From 1788 to 1868 Britain transported more than 160,000 convicts from its overcrowded prisons to the Australian colonies, forming the basis of the first migration from Europe to Australia. When these first Europeans arrived they did not find an empty land as expected. They were outnumbered by more than 500,000 indigenous Aboriginal people whose ancestors had lived in Australia for at least 50,000 years.

Free immigrants

Between 1793 and 1850 nearly 200,000 free settlers and assisted immigrants chose to migrate to Australia to start a new life. The majority were English agricultural workers or domestic servants who outnumbered the Irish and Scottish migrants.

Labourers

Did you know the Chinese were the third largest migrant group in Australia after the British and Germans by 1901?

Thousands of Chinese people came to Australia during the 1850s gold rushes. When the gold was exhausted many took up market gardening or established businesses such as restaurants or laundries. In the second half of the 19th century, South Sea Islanders were recruited to work on Queensland sugar plantations, Afghan cameleers played a vital role in the exploration and opening up of the Australian outback, and Japanese divers contributed to the development of the pearling industry.

White Australia

Did you know migrants had to pass a dictation test in any European language in order to enter Australia between 1901 and 1958?

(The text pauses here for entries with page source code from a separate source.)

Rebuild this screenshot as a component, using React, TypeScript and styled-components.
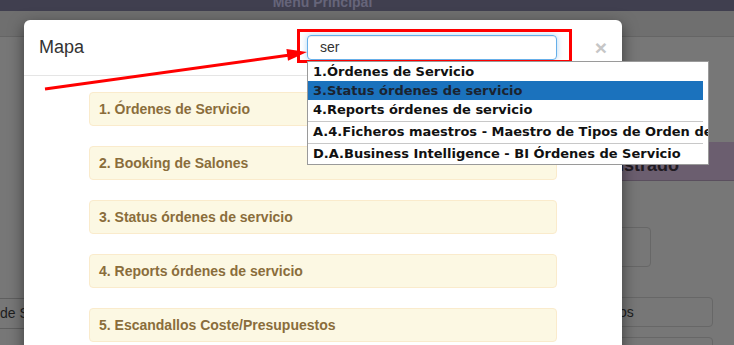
import React from "react";
import styled, { createGlobalStyle } from "styled-components";

const GlobalStyle = createGlobalStyle`
  html, body { margin: 0; padding: 0; }
  body {
    width: 734px;
    height: 345px;
    overflow: hidden;
    background: #777777;
    font-family: "Liberation Sans", Arial, sans-serif;
  }
`;

const Page = styled.div`
  position: relative;
  width: 734px;
  height: 345px;
  overflow: hidden;
  background: #777777;
`;

const TopNav = styled.div`
  height: 11px;
  background: #403f4f;
  display: flex;
  justify-content: center;
  overflow: hidden;
`;

const NavTitle = styled.div`
  margin-top: -6px;
  margin-left: -89px;
  font-size: 14px;
  font-weight: bold;
  line-height: 16px;
  color: #66657a;
`;

const SubNav = styled.div`
  height: 25px;
  background: #6f6f6f;
  border-bottom: 1px solid #656565;
`;

const Main = styled.div`
  display: grid;
  grid-template-columns: 1fr 134px;
`;

const LeftCol = styled.div`
  padding-top: 261px;
`;

const LeftField = styled.div`
  height: 29px;
  border-top: 1px solid #5f5f5f;
  border-bottom: 1px solid #5f5f5f;
  font-size: 14px;
  line-height: 29px;
  color: #1e1e1e;
  white-space: nowrap;
`;

const RightCol = styled.div`
  padding-top: 105px;
`;

const PurpleHeader = styled.div`
  height: 38px;
  background: #6b5e6f;
  border-bottom: 1px solid #5a4f5e;
  text-indent: -15px;
  font-size: 18px;
  font-weight: bold;
  line-height: 46px;
  color: #1f1a22;
  white-space: nowrap;
`;

const RightBody = styled.div`
  display: flex;
  flex-direction: column;
  gap: 10px;
  padding: 46px 21px 0 0;
`;

const GrayBox = styled.div<{ $w: number; $h: number; $mb?: number }>`
  width: ${(p) => p.$w}px;
  height: ${(p) => p.$h}px;
  box-sizing: border-box;
  border: 1px solid #676767;
  border-radius: 4px;
  margin-bottom: ${(p) => p.$mb ?? 0}px;
  font-size: 14px;
  line-height: 28px;
  padding-left: 14px;
  color: #1e1e1e;
`;

const Modal = styled.div`
  position: absolute;
  left: 24px;
  top: 20px;
  width: 598px;
  height: 360px;
  background: #ffffff;
  border-radius: 6px;
  box-shadow: 0 5px 15px rgba(0, 0, 0, 0.5);
`;

const ModalHeader = styled.div`
  display: flex;
  align-items: center;
  padding: 15px;
  border-bottom: 1px solid #e5e5e5;
`;

const Title = styled.div`
  width: 268px;
  font-size: 18px;
  line-height: 25px;
  color: #333333;
`;

const SearchInput = styled.div`
  width: 250px;
  height: 25px;
  box-sizing: border-box;
  border: 1px solid #66afe9;
  border-radius: 4px;
  box-shadow: inset 0 1px 1px rgba(0, 0, 0, 0.075), 0 0 6px rgba(102, 175, 233, 0.5);
  padding-left: 12px;
  font-size: 14px;
  line-height: 23px;
  color: #333333;
`;

const Spacer = styled.div`
  flex: 1;
`;

const Close = styled.div`
  font-size: 21px;
  font-weight: bold;
  line-height: 25px;
  color: #c6c6c6;
`;

const ModalBody = styled.div`
  display: flex;
  flex-direction: column;
  align-items: center;
  gap: 20px;
  padding-top: 16px;
`;

const Panel = styled.div`
  width: 468px;
  height: 34px;
  box-sizing: border-box;
  background: #fcf8e3;
  border: 1px solid #faebcc;
  border-radius: 4px;
  padding: 0 9px;
  font-size: 14px;
  font-weight: bold;
  line-height: 32px;
  color: #8a6d3b;
`;

const Highlight = styled.div`
  position: absolute;
  left: 297px;
  top: 29px;
  width: 275px;
  height: 34px;
  box-sizing: border-box;
  border: 3px solid #ff0000;
`;

const Arrow = styled.svg`
  position: absolute;
  left: 0;
  top: 0;
  pointer-events: none;
`;

const Dropdown = styled.div`
  position: absolute;
  left: 307px;
  top: 61px;
  width: 402px;
  box-sizing: border-box;
  background: #ffffff;
  border: 1px solid #9a9a9a;
  padding: 0 5px 1px 0;
  overflow: hidden;
`;

const Option = styled.div<{ $active?: boolean }>`
  height: 19px;
  padding-left: 5px;
  font-family: "DejaVu Sans", Verdana, sans-serif;
  font-size: 13px;
  font-weight: bold;
  line-height: 19px;
  white-space: nowrap;
  color: ${(p) => (p.$active ? "#1b2330" : "#111111")};
  background: ${(p) => (p.$active ? "#1b72bd" : "transparent")};
`;

const Separator = styled.div`
  height: 1px;
  background: #c8c8c8;
  margin: 2px 0 0;
`;

const panels = [
  "1. Órdenes de Servicio",
  "2. Booking de Salones",
  "3. Status órdenes de servicio",
  "4. Reports órdenes de servicio",
  "5. Escandallos Coste/Presupuestos",
];

export default function App() {
  return (
    <Page>
      <GlobalStyle />
      <TopNav>
        <NavTitle>Menu Principal</NavTitle>
      </TopNav>
      <SubNav />
      <Main>
        <LeftCol>
          <LeftField>de Servicio</LeftField>
        </LeftCol>
        <RightCol>
          <PurpleHeader>Registrado</PurpleHeader>
          <RightBody>
            <GrayBox $w={51} $h={40} $mb={20} />
            <GrayBox $w={113} $h={30}>
              tos
            </GrayBox>
            <GrayBox $w={113} $h={30} />
          </RightBody>
        </RightCol>
      </Main>

      <Modal>
        <ModalHeader>
          <Title>Mapa</Title>
          <SearchInput>ser</SearchInput>
          <Spacer />
          <Close>×</Close>
        </ModalHeader>
        <ModalBody>
          {panels.map((p) => (
            <Panel key={p}>{p}</Panel>
          ))}
        </ModalBody>
      </Modal>

      <Highlight />
      <Arrow width="734" height="345" viewBox="0 0 734 345">
        <line x1="45" y1="89" x2="290" y2="55" stroke="#ff0000" strokeWidth="3" />
        <polygon points="307,52 288,60.7 286.4,48.9" fill="#ff0000" />
      </Arrow>

      <Dropdown>
        <Option>1.Órdenes de Servicio</Option>
        <Option $active>3.Status órdenes de servicio</Option>
        <Option>4.Reports órdenes de servicio</Option>
        <Separator />
        <Option>A.4.Ficheros maestros - Maestro de Tipos de Orden de Servicio</Option>
        <Separator />
        <Option>D.A.Business Intelligence - BI Órdenes de Servicio</Option>
      </Dropdown>
    </Page>
  );
}
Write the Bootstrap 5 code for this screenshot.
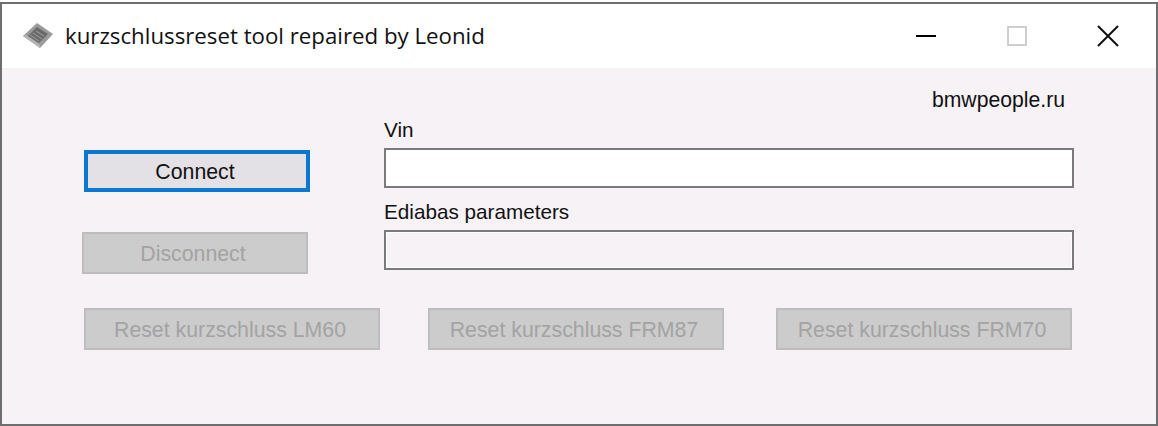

Following Federation in 1901 Australia’s newly-formed Federal Parliament passed the Immigration Restriction Act, which placed certain restrictions on immigration and aimed to stop Chinese and South Sea Islanders from coming to Australia. These laws, known as the White Australia policy, were administered by a dictation test and informed Australian attitudes to immigration for the next 50 years.

Populate or perish

In the years after World War 2, Australia stepped up its immigration with the catchphrase “Populate or perish” It negotiated agreements to accept more than two million migrants and displaced people from Europe, offered assisted £10 passages to one million British migrants, nicknamed “Ten Pound Poms”, and finally, in the 1970s, repealed the restrictive White Australia policy framed in 1901.

Boat people

In the late 1970s, just as the last migrants to travel by ocean liner arrived in Australia, a new wave of seaborne refugees docked in Darwin, firstly from East Timor and then from Indochina. The Vietnamese “boat people” in particular arrived at a time of dramatic social upheaval in Australia, with spirited public debate about our involvement in the Vietnam War, the new concept of multiculturalism, the breaking of many of Australia’s traditional ties with Britain, and the forging of new links with Asia. Despite some opposition from the wider community, the relaxation of immigration restrictions meant that most of the refugees were allowed to settle in Australia. They were followed by a second wave of boat people from Cambodia, Vietnam, and southern China in the late 1980s and 1990s. 

Asylum seekers

Since the late 1990s increasing numbers of asylum seekers fleeing conflict in the Middle East and Sri Lanka have arrived in Australia by boat. They are distinct from the previous two waves of boat people in that they usually involve larger numbers of arrivals and their passage is often organised by people smugglers. Today the question of how to deal with asylum seekers arriving on unauthorized voyages remains one of the most polarising debates in contemporary Australia.